Andrew Crook, president of the National Federation of Fish Friers (NFFF), which oversees all aspects of the awards, says of the top five:

“We are incredibly proud to present these fantastic fish and chip shops which are at the top of their game. Frying is a real art and knowing absolutely everything about the product is the key to serving delicious chips consistently all year through.

“There’s nowhere to hide when it comes to chips, they’re either excellent or they’re not! The judges are going to have tough job cutting the list down as the entrants are operating at outstanding levels.
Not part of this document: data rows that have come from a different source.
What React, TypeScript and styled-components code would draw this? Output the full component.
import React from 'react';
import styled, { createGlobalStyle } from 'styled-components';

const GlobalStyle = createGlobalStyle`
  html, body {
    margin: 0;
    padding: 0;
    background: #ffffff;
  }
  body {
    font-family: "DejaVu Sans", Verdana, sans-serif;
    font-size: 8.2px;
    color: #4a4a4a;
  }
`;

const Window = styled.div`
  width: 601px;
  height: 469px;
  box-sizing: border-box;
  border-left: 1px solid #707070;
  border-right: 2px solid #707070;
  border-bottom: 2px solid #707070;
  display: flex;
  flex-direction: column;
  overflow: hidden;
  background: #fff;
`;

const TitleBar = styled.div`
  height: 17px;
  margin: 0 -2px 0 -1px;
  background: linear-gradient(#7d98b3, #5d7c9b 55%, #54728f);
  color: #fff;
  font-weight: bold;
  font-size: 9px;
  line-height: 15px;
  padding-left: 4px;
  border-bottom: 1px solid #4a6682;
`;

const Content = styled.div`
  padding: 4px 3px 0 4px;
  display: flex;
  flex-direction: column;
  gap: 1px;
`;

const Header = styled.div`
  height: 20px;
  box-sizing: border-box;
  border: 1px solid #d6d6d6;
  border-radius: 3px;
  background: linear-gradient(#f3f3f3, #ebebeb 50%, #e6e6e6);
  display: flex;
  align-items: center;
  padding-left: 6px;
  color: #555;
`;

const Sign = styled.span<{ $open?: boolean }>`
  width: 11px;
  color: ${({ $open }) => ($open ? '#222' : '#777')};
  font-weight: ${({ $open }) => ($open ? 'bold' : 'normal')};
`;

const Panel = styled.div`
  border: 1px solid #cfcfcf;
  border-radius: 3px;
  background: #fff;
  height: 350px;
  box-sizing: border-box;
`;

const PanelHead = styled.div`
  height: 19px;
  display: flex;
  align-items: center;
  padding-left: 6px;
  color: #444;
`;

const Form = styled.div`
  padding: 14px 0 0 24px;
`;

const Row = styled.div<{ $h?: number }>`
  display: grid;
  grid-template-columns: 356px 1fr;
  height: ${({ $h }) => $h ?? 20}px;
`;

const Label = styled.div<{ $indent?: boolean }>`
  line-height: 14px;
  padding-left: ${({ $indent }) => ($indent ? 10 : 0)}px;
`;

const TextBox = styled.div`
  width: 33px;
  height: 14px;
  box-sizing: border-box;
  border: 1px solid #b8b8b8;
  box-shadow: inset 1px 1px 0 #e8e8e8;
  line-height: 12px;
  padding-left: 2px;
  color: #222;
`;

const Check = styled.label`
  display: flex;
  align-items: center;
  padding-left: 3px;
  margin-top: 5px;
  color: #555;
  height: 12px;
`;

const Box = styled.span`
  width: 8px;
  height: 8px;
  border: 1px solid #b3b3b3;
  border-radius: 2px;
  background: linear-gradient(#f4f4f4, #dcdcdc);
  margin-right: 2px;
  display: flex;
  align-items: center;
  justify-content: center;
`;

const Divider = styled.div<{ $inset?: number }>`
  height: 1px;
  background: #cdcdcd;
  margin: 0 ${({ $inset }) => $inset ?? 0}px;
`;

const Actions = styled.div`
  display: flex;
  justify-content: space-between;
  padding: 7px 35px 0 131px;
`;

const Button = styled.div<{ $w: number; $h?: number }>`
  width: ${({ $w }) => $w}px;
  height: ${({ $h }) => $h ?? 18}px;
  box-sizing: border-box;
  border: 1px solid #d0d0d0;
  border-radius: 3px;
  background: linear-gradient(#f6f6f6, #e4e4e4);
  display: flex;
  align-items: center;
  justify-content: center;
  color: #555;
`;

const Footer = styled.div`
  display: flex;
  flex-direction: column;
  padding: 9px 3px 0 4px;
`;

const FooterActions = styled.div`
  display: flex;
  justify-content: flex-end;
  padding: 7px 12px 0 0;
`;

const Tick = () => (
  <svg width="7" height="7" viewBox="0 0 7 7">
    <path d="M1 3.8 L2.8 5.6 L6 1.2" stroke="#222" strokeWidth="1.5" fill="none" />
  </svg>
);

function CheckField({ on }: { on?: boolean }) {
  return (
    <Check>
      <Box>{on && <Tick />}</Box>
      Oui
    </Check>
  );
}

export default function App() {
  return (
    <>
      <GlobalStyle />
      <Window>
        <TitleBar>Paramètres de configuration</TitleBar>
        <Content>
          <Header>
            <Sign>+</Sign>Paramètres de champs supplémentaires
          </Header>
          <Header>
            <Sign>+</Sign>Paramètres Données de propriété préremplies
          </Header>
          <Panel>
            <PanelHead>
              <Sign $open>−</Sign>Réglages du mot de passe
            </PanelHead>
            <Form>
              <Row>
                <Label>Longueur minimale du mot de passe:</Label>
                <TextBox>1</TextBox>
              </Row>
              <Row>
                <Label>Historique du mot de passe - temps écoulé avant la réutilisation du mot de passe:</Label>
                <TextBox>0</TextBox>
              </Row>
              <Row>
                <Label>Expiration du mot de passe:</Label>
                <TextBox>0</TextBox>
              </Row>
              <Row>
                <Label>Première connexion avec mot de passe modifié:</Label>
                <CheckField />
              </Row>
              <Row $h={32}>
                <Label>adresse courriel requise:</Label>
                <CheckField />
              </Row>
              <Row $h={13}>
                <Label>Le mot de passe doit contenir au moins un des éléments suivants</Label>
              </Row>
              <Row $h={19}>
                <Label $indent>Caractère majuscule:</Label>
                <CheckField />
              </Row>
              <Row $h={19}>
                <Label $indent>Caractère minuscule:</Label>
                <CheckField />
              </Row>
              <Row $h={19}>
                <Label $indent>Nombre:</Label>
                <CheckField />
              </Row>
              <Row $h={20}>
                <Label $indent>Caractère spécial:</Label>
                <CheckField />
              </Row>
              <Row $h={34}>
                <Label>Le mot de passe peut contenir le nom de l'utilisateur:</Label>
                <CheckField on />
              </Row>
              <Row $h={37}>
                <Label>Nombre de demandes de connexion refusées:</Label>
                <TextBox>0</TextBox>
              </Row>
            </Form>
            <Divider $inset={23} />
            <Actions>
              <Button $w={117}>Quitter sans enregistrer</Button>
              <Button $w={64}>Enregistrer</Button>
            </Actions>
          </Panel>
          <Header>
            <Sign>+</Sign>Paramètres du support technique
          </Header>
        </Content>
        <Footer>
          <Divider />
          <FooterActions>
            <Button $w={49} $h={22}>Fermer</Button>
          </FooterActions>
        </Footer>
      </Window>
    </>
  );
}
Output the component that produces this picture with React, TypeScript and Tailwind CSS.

All the best to our competitors!”

Leading potato supplier Isle of Ely Produce, which has a four-decade long heritage and delivers more than two million bags of potatoes to the fish and chip sector alone, is sponsor of Field to Frier, along with Agrico which produces the Babylon potato, an emerging variety that has been trialled at fish and chip shops across the UK with great success over the last few years.

Oliver Boutwood, director at Isle of Ely Produce, comments:

“We are thrilled to educate fish and chip shops across the UK on how to choose, store, fry and finally serve the perfect chip. Our Field to Frier top five have all proved their knowledge thus far and we wish them luck in the next round”.

Alex Moore, MD of Agrico UK, says:

“Many of these finalists have tried Babylon and educated their customers on what breeds are best for them to use at the right time. We are proud to be part of this process.”

Jamie Russo, owner of Redcloak Fish Bar, which won Field to Frier 2025, reflects on the past 12 months:

“Winning the Field to Frier award was a huge achievement for me and the team as we always pride ourselves on sourcing the best quality potatoes. It has been great to see our customers showing a huge interest in where our potatoes come from and the process from field to frier following our success in the awards. Huge congratulations to everyone who has been shortlisted this year, and good luck for the next round!”

The five will be interviewed for the next stage, with the three that smash it being announced as finalists next month. The winner will be revealed at the awards ceremony on 25 February at the Park Plaza Westminster Bridge, London.